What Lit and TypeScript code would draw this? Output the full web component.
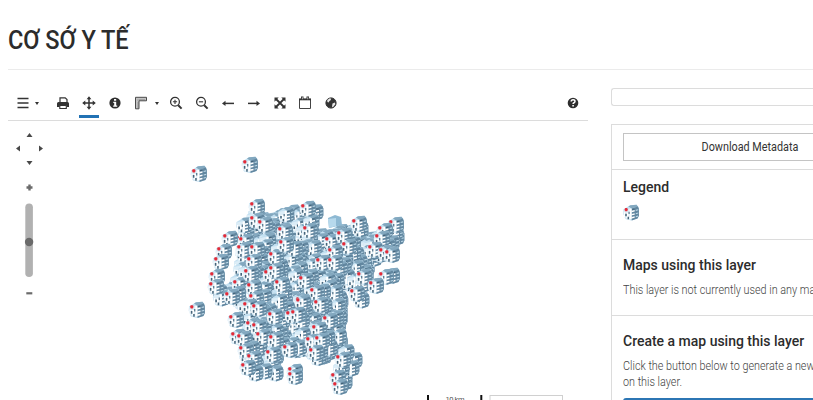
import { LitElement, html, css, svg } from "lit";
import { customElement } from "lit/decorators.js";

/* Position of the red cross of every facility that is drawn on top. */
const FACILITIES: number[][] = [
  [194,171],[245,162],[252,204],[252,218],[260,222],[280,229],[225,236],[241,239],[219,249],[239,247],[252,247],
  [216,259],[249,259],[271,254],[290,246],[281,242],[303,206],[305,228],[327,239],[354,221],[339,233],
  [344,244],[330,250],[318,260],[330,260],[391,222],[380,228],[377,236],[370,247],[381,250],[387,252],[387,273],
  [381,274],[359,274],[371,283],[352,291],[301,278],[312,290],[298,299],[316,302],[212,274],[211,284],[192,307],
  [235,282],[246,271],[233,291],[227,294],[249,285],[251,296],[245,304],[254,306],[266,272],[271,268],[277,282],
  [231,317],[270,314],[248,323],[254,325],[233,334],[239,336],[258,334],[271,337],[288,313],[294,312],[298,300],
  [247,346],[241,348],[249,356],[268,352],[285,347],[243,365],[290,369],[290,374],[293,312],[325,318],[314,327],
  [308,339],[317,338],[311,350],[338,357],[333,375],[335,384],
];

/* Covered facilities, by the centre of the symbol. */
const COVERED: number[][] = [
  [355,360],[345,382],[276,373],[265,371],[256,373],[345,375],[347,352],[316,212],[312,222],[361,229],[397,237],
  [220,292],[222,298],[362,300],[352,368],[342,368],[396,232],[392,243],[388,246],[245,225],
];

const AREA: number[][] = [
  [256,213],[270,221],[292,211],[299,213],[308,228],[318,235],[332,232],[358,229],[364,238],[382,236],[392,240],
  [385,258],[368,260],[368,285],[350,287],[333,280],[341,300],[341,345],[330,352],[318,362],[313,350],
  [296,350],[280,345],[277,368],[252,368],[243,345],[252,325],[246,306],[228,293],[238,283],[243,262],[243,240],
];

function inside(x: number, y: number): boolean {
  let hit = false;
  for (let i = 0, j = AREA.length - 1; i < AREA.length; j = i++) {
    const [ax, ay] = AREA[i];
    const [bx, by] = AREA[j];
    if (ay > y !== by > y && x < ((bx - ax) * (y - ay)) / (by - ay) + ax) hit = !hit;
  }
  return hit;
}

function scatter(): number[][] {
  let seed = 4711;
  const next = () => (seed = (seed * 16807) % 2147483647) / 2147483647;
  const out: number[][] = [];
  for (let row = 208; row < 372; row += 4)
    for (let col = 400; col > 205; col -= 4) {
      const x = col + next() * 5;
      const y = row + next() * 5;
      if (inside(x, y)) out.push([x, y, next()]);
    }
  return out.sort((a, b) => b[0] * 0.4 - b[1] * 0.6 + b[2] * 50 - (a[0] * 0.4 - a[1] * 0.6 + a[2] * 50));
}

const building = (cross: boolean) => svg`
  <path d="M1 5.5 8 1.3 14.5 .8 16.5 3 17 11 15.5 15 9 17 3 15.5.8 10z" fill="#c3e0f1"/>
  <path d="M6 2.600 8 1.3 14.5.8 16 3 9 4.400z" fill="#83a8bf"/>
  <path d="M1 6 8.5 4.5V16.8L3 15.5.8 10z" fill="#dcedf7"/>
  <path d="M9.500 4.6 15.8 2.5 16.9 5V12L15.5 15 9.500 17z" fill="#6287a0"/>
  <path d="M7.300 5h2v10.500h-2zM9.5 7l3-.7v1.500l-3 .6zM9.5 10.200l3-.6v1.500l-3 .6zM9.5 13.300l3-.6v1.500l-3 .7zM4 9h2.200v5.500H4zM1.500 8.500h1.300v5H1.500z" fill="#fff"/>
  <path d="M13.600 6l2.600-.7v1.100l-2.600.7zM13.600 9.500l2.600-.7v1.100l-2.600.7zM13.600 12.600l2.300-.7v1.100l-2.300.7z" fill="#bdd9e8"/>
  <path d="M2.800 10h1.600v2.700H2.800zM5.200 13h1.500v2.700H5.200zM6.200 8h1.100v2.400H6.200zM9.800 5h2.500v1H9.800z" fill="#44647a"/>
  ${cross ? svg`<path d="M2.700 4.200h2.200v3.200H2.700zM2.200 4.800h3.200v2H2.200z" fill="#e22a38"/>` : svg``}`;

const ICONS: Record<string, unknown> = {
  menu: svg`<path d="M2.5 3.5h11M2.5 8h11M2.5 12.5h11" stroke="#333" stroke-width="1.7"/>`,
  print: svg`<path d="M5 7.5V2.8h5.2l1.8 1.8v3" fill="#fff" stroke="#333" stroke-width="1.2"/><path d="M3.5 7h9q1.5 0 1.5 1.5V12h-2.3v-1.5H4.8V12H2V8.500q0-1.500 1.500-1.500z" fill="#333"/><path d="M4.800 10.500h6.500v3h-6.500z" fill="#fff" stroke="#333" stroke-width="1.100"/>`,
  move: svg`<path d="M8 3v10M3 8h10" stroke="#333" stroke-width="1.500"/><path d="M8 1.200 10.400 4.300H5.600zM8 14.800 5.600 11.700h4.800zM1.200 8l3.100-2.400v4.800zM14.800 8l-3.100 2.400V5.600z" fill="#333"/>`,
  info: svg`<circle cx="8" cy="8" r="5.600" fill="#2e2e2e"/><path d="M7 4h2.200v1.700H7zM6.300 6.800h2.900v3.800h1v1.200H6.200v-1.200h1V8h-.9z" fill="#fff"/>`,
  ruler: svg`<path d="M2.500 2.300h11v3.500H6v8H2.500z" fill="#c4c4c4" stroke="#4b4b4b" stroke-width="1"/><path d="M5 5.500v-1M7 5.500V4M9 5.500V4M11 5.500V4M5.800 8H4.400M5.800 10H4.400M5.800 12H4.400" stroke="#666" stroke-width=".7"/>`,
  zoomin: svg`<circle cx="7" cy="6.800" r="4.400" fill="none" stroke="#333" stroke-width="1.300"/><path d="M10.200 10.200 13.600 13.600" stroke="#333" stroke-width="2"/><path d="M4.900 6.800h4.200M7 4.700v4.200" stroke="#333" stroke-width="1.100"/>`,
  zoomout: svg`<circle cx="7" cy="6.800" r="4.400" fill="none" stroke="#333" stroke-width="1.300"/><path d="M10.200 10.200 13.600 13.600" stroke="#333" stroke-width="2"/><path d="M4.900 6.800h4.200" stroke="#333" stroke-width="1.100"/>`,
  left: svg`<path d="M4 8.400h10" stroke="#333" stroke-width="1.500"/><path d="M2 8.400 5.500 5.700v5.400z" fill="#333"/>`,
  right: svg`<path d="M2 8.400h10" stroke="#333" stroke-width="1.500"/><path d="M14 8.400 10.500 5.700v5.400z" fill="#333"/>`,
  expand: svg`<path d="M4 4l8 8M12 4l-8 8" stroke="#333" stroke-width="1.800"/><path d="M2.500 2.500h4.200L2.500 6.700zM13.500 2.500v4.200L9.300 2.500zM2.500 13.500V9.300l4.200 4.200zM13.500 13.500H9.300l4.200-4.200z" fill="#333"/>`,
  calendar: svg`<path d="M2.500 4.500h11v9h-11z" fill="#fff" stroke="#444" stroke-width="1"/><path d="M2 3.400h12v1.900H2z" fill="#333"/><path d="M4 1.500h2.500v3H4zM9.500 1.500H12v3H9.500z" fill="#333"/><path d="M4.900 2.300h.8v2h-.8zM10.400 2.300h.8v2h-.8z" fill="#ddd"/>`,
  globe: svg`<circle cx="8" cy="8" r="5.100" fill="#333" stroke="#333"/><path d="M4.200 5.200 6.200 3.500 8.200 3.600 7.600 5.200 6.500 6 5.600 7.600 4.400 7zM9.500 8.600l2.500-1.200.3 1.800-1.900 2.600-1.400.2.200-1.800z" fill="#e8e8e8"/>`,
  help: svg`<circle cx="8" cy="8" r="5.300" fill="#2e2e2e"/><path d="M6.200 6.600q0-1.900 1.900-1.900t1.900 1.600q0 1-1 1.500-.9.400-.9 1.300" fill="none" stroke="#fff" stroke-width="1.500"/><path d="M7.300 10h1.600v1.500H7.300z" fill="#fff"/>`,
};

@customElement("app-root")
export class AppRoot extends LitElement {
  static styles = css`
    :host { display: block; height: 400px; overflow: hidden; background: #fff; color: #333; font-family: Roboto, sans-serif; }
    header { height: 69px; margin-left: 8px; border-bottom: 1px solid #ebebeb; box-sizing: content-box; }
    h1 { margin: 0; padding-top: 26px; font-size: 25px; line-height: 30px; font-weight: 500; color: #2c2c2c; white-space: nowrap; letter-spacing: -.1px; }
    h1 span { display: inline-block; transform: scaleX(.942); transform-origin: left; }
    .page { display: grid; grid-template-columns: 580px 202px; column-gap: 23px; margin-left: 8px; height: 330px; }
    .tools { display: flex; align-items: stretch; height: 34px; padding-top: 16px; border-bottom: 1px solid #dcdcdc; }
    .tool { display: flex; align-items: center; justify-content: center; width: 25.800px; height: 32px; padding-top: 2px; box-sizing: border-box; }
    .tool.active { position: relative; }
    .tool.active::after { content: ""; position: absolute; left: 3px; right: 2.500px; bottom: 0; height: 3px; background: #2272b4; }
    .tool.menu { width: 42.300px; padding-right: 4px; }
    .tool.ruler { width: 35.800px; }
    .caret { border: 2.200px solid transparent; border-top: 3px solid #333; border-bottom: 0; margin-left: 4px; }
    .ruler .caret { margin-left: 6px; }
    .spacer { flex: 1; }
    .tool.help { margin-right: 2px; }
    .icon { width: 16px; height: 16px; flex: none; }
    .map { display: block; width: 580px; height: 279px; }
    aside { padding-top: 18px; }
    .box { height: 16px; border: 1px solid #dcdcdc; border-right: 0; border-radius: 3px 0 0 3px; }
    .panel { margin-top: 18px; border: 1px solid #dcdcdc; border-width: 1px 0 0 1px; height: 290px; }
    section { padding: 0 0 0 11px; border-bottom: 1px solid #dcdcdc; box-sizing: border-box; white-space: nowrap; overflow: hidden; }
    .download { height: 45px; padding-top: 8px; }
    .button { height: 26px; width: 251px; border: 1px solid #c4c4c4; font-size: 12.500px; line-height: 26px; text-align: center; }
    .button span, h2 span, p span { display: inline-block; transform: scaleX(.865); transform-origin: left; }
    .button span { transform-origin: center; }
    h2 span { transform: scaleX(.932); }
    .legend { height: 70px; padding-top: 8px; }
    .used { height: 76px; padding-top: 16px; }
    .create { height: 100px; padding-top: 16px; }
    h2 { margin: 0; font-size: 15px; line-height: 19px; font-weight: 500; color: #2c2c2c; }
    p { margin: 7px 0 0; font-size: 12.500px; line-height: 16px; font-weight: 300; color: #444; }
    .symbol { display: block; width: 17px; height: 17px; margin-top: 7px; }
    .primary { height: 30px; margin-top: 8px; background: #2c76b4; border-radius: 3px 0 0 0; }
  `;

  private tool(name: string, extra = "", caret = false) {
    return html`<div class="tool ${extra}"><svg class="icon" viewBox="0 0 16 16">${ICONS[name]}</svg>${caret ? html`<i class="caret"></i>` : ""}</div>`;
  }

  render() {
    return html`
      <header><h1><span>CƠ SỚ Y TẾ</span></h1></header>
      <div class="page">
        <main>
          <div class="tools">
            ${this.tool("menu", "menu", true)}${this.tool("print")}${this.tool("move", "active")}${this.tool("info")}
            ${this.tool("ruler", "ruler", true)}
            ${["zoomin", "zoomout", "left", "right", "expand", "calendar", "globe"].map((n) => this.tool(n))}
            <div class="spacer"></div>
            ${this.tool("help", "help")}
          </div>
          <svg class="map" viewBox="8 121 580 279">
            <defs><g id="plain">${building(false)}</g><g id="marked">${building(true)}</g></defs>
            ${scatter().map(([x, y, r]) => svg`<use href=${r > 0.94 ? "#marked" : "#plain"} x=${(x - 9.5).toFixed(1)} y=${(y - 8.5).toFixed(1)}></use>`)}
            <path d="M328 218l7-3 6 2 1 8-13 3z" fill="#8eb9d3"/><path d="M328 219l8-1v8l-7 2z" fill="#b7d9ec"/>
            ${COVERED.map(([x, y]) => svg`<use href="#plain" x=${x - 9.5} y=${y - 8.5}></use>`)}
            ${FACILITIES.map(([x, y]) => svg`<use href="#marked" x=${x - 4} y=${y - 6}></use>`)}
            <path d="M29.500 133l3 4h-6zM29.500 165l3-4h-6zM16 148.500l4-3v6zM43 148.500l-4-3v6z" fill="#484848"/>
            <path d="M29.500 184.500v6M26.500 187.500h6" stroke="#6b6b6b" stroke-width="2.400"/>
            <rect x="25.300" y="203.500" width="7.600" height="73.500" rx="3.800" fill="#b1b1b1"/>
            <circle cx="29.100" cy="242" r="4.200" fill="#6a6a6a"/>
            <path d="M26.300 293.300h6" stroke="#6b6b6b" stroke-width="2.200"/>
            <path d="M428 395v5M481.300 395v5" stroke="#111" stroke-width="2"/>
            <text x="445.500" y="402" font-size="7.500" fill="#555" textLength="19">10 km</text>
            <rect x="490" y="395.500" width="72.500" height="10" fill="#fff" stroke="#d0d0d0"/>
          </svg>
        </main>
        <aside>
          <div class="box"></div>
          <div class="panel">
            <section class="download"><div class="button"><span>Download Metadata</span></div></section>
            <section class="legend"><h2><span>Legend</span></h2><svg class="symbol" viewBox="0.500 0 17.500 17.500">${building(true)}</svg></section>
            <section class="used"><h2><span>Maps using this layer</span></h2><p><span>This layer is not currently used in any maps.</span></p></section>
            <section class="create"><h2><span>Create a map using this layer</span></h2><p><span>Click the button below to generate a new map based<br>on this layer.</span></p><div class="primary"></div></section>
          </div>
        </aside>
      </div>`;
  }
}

________

• **Given instruction**
Filter the listing for the word "this" and copy every line that holds it.

• **Output of the task**
What Lit and TypeScript code would draw this? Output the full web component.
            ${this.tool("menu", "menu", true)}${this.tool("print")}${this.tool("move", "active")}${this.tool("info")}
            ${this.tool("ruler", "ruler", true)}
            ${["zoomin", "zoomout", "left", "right", "expand", "calendar", "globe"].map((n) => this.tool(n))}
            ${this.tool("help", "help")}
            <section class="used"><h2><span>Maps using this layer</span></h2><p><span>This layer is not currently used in any maps.</span></p></section>
            <section class="create"><h2><span>Create a map using this layer</span></h2><p><span>Click the button below to generate a new map based<br>on this layer.</span></p><div class="primary"></div></section>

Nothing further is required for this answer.